Als Mitglied des Rechtsausschusses fühle ich mich persönlich in besonderer Weise in der Verantwortung, die Verfassungsmäßigkeit von Gesetzen bei meinen Entscheidungen zu be­rücksichtigen.

Art. 9 Abs. 3 des Grundgesetzes postuliert eine Koalitionsfreiheit, die nur durch gleich­ wertige Verfassungsgüter eingeschränkt werden kann. Koalitionsfreiheit heißt dabei aber nicht nur, kollektiv seine Arbeitsbedingungen auszuhandeln, sondern gerade auch frei ent­scheiden zu können, wer dies für einen tut - und wer gerade nicht. Auch bedeutet Art. 9 Abs. 3 GG nicht nur, sich zu entsprechenden Koalitionen zusammenschließen zu können, sondern auch gerade in Koalitionen, die nicht nur theoretisch, sondern auch praktisch in der Lage sind, für die Wahrung und Förderung der Arbeits- und Wirtschaftsbedingungen einzutreten!

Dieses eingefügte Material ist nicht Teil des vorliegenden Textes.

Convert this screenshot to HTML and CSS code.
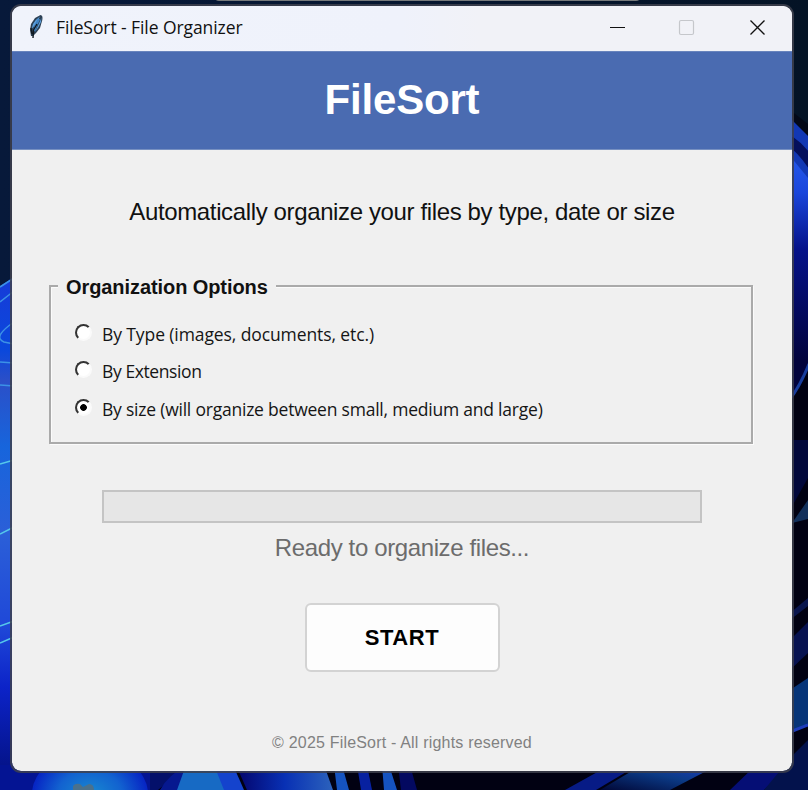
FILE: index.html
```html
<!DOCTYPE html>
<html lang="en">
<head>
<meta charset="utf-8">
<title>FileSort - File Organizer</title>
<link rel="stylesheet" href="styles.css">
</head>
<body>
<svg class="wallpaper" width="808" height="790" viewBox="0 0 808 790" aria-hidden="true">
  <defs>
    <linearGradient id="night" x1="0" y1="0" x2="1" y2="0"><stop offset="0" stop-color="#07193a"/><stop offset="1" stop-color="#041325"/></linearGradient>
    <linearGradient id="left" x1="0" y1="278" x2="0" y2="790" gradientUnits="userSpaceOnUse"><stop offset="0" stop-color="#173bd8"/><stop offset=".14" stop-color="#0a48dc"/><stop offset=".2" stop-color="#2b4fc8"/><stop offset=".33" stop-color="#1765dc"/><stop offset=".5" stop-color="#2b5fd8"/><stop offset=".68" stop-color="#1f48d8"/><stop offset=".8" stop-color="#0c23c8"/><stop offset=".95" stop-color="#05148c"/></linearGradient>
    <linearGradient id="petal" x1="0" y1="140" x2="0" y2="400" gradientUnits="userSpaceOnUse"><stop offset="0" stop-color="#2860f0"/><stop offset=".2" stop-color="#1a46dc"/><stop offset=".42" stop-color="#05128a"/><stop offset=".85" stop-color="#02033c"/></linearGradient>
    <radialGradient id="dome"><stop offset="0" stop-color="#188ad0"/><stop offset=".55" stop-color="#1262d0"/><stop offset="1" stop-color="#0624c4"/></radialGradient>
    <linearGradient id="fold" x1="0" y1="0" x2="1" y2="0"><stop offset="0" stop-color="#04046a"/><stop offset=".5" stop-color="#0830b4"/><stop offset="1" stop-color="#2c62bc"/></linearGradient>
    <linearGradient id="ray" x1="0" y1="1" x2="1" y2="0"><stop offset="0" stop-color="#010736"/><stop offset=".55" stop-color="#0b3a86"/><stop offset="1" stop-color="#1e3cc4"/></linearGradient>
  </defs>
  <path fill="url(#night)" d="M0 0h808v790H0z"/>
  <rect x="214" y="-8" width="427" height="9" rx="5" fill="#777a7b"/>
  <path fill="url(#left)" d="M0 286L14 277V790H0z"/>
  <g fill="none" stroke="#3c92e6" stroke-width="1.5">
    <path d="M0 287L14 278M0 302L14 291M14 322Q-8 337 4 342L14 344M0 362L14 363M0 385L14 386"/>
    <path stroke="#55c8ea" d="M0 464L14 460M0 534L14 527M0 626L14 621M0 643L14 637"/>
  </g>
  <path fill="#010112" d="M130 765h678v25H130z"/>
  <path fill="#04106a" d="M130 765h58L158 790H130z"/>
  <path fill="#041493" d="M0 765h150v25H0z"/>
  <ellipse cx="90" cy="794" rx="58" ry="43" fill="url(#dome)"/>
  <path fill="#06188f" d="M160 790Q168 775 187 765V790z"/>
  <path fill="#176ac4" d="M177 790L186 765H215L225 790z"/>
  <path fill="#1443cd" d="M214 765h19l11 25H224z"/>
  <path fill="url(#fold)" d="M236 765h88l9 25H247z"/>
  <path fill="#1553c0" d="M334 765h8l7 25h-12zM382 765h7l8 25h-13z"/>
  <path fill="#0721a0" d="M357 765h10l5 25h-11z"/>
  <path fill="#030960" d="M398 765h12l7 25h-16z"/>
  <path fill="#071b86" d="M565 790L610 765H638L596 790z"/>
  <path fill="url(#ray)" d="M600 790L642 765H718L670 790z"/>
  <path fill="#050e75" d="M730 790L756 765H790L764 790z"/>
  <path fill="#010112" d="M790 365L808 330V790H790z"/>
  <path fill="#030817" d="M790 110L808 124V160L790 138z"/>
  <path fill="#1238b4" d="M790 118L808 136V182L790 157z"/>
  <path fill="none" stroke="#04105c" stroke-width="10" d="M790 141Q802 149 813 166"/>
  <path fill="url(#petal)" d="M790 156L808 178V366L790 399z"/>
  <path fill="none" stroke="#183d9e" stroke-width="3" d="M790 399Q800 386 809 364"/>
  <path fill="#02083b" d="M790 440H808V478L790 510z"/>
  <path fill="#12305b" d="M792 523L808 500V519z"/>
  <path fill="#09154d" d="M790 613L808 598V606L790 620z"/>
  <path fill="#071250" d="M790 640L808 622V653L790 670z"/>
  <path fill="#063478" d="M790 690L808 678V726L790 732z"/>
  <path stroke="#1d3cbb" stroke-width="3" d="M790 732L808 725"/>
  <path fill="#03124c" d="M794 754L808 740V790H764z"/>
  <path fill="#4a718c" d="M73 790V786Q75 783 80 784L83 787 89 784Q94 784 94 790z"/>
</svg>
<main class="window">
  <header class="titlebar">
    <svg class="feather" width="16" height="26" viewBox="0 0 16 26" aria-hidden="true">
      <path d="M12.5 1Q15.2 1.5 14.3 6L12 14 8 19 5 22H3L2 16 3 10 7 4z" fill="#2c4054"/>
      <path d="M12 2.5Q8 5 5 10L3.5 15 8 10zM13.4 4L7 18 10.5 13 13 8z" fill="#5a9edc"/>
      <path d="M11 5L8 11 6 17" fill="none" stroke="#3f83c4" stroke-width="2.5"/>
      <path d="M9 10L5.5 16 5 24M3 14L4 20" fill="none" stroke="#10181f" stroke-width="1.4"/>
    </svg>
    <span class="caption">FileSort - File Organizer</span>
    <svg class="controls" width="192" height="45" viewBox="600 6 192 45" aria-hidden="true">
      <path d="M610 27.5H625" stroke="#111"/>
      <rect x="679.5" y="20.5" width="14" height="14" rx="1.5" fill="none" stroke="#c5c7cb" stroke-width="1.2"/>
      <path d="M750.5 20.5L764.5 34.5M764.5 20.5L750.5 34.5" stroke="#111" stroke-width="1.3"/>
    </svg>
  </header>
  <div class="banner"><h1>FileSort</h1></div>
  <section class="content">
    <p class="intro">Automatically organize your files by type, date or size</p>
    <fieldset class="options">
      <legend>Organization Options</legend>
      <label class="option"><i class="radio"></i><span class="type">By Type (images, documents, etc.)</span></label>
      <label class="option"><i class="radio"></i><span class="ext">By Extension</span></label>
      <label class="option"><i class="radio selected"></i><span class="size">By size (will organize between small, medium and large)</span></label>
    </fieldset>
    <div class="progress"></div>
    <p class="status">Ready to organize files...</p>
    <button class="start">START</button>
    <footer>© 2025 FileSort - All rights reserved</footer>
  </section>
</main>
</body>
</html>
```
FILE: styles.css
```css
* { box-sizing: border-box; }
body { margin: 0; width: 808px; height: 790px; overflow: hidden; position: relative; font-family: "Liberation Sans", Arial, sans-serif; }
.wallpaper { position: absolute; inset: 0; }
.window { position: relative; width: 784px; height: 769px; margin: 0 0 0 10px; top: 4px; border: 2px solid rgba(62, 65, 78, .85); border-radius: 11px; overflow: hidden; background: #f0f0f0; background-clip: padding-box; }
.titlebar { height: 45px; display: flex; background: linear-gradient(90deg, #f0f3fb, #eff2fb 50%, #f1f2f7 60%); }
.feather { margin: 8px 0 0 16px; }
.caption { margin-left: 12px; line-height: 43px; font-family: "Open Sans", sans-serif; font-size: 17.5px; letter-spacing: -.08px; color: #111; white-space: nowrap; }
.controls { margin-left: auto; }
.banner { height: 99px; background: #4a6bb1; border-top: 1px solid #6884bd; border-bottom: 1px solid #7790c1; display: flex; justify-content: center; }
h1 { margin: 0; font-size: 42px; line-height: 96px; letter-spacing: -.2px; color: #fff; }
.content { display: flex; flex-direction: column; align-items: center; }
p { margin: 0; white-space: nowrap; }
.intro { margin-top: 46px; height: 32px; line-height: 32px; font-size: 24px; letter-spacing: -.37px; color: #111; }
.options { align-self: flex-start; width: 704px; height: 169px; margin: 47px 0 0 37px; padding: 18px 0 0 24px; border: 2px solid #aaa; box-shadow: 1px 1px #fbfbfb, inset 1px 1px #fbfbfb; }
legend { height: 22px; margin-left: -17px; padding: 0 8px; line-height: 24px; font-size: 20px; font-weight: bold; letter-spacing: -.08px; color: #111; white-space: nowrap; background: #f0f0f0; }
.option { height: 37.5px; display: flex; align-items: center; font-family: "Open Sans", sans-serif; font-size: 17.5px; color: #151515; white-space: nowrap; }
.type { letter-spacing: -.1px; }
.ext { letter-spacing: -.4px; }
.size { letter-spacing: -.22px; }
.radio { width: 17px; height: 17px; margin: -3px 10px 0 0; border-radius: 50%; background: #fff; border: 2px solid; border-color: #333 #fafafa #fafafa #333; }
.selected { background: radial-gradient(circle, #000 0 3px, #fff 3.7px); }
.progress { width: 600px; height: 33px; margin: 46px 0 0; border: 2px solid #c4c4c4; background: #e6e6e6; }
.status { height: 30px; margin-top: 10px; line-height: 30px; font-size: 24px; letter-spacing: -.38px; color: #6c6c6c; }
.start { width: 195px; height: 69px; margin-top: 40px; border: 2px solid #d3d3d3; border-radius: 6px; background: #fdfdfd; font: bold 22px "Liberation Sans", sans-serif; letter-spacing: .6px; color: #000; }
footer { height: 22px; margin-top: 60px; line-height: 22px; font-size: 16px; letter-spacing: .19px; color: #818181; white-space: nowrap; }
```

Beide diese wesentlichen Bestandteile von Art. 9 Abs. 3 GG werden durch das Tarifein­heitsgesetz aber konterkariert. Sollte in einem Betrieb mehr als eine Gewerkschaft Tarif­verträge - natürlich jeweils nur für ihre Mitglieder - ausgehandelt haben, die sich vom Inhalt her „überlappen", so soll dies nach § 4a TVG-neu dazu führen, dass lediglich die (überlappenden) Normen anwendbar sind, die von der „Mehrheitsgewerkschaft" ausge­handelt wurden. Damit sind in diesem Bereich Verhandlungen über solche Gegenstände für die „Minderheitsgewerkschaft" tabu: Bei einem umfassenden Tarifvertrag der „Mehr­heitsgewerkschaft„ ergibt sich überhaupt kein weiteres Betätigungsfeld. Der „Minderheits­gewerkschaft" bleibt nach § 4a Abs. 4 TVG-neu lediglich die Möglichkeit, die überlappen­ den Normen des „Mehrheitstarifvertrags" nachzuzeichnen - und damit zu akzeptieren, was sie selbst nicht ausgehandelt hat. Damit ist faktisch das erste der oben genannten Ele­mente der Koalitionsfreiheit ausgeschaltet.

Möchte man als einzelner Arbeitnehmer noch Einfluss auf seine Arbeitsbedingungen neh­men - was faktisch in großen Betrieben nur über die Einflussnahme auf den Tarifvertrag möglich ist - bleibt lediglich die Mitgliedschaft in der „Mehrheitsgewerkschaft". Somit ist auch die Wahl der Gewerkschaft faktisch für den Einzelnen nicht mehr frei, kann doch über die „Minderheitsgewerkschaft" nicht mehr auf die Arbeits- und Wirtschaftsbedingun­gen effektiv eingewirkt werden.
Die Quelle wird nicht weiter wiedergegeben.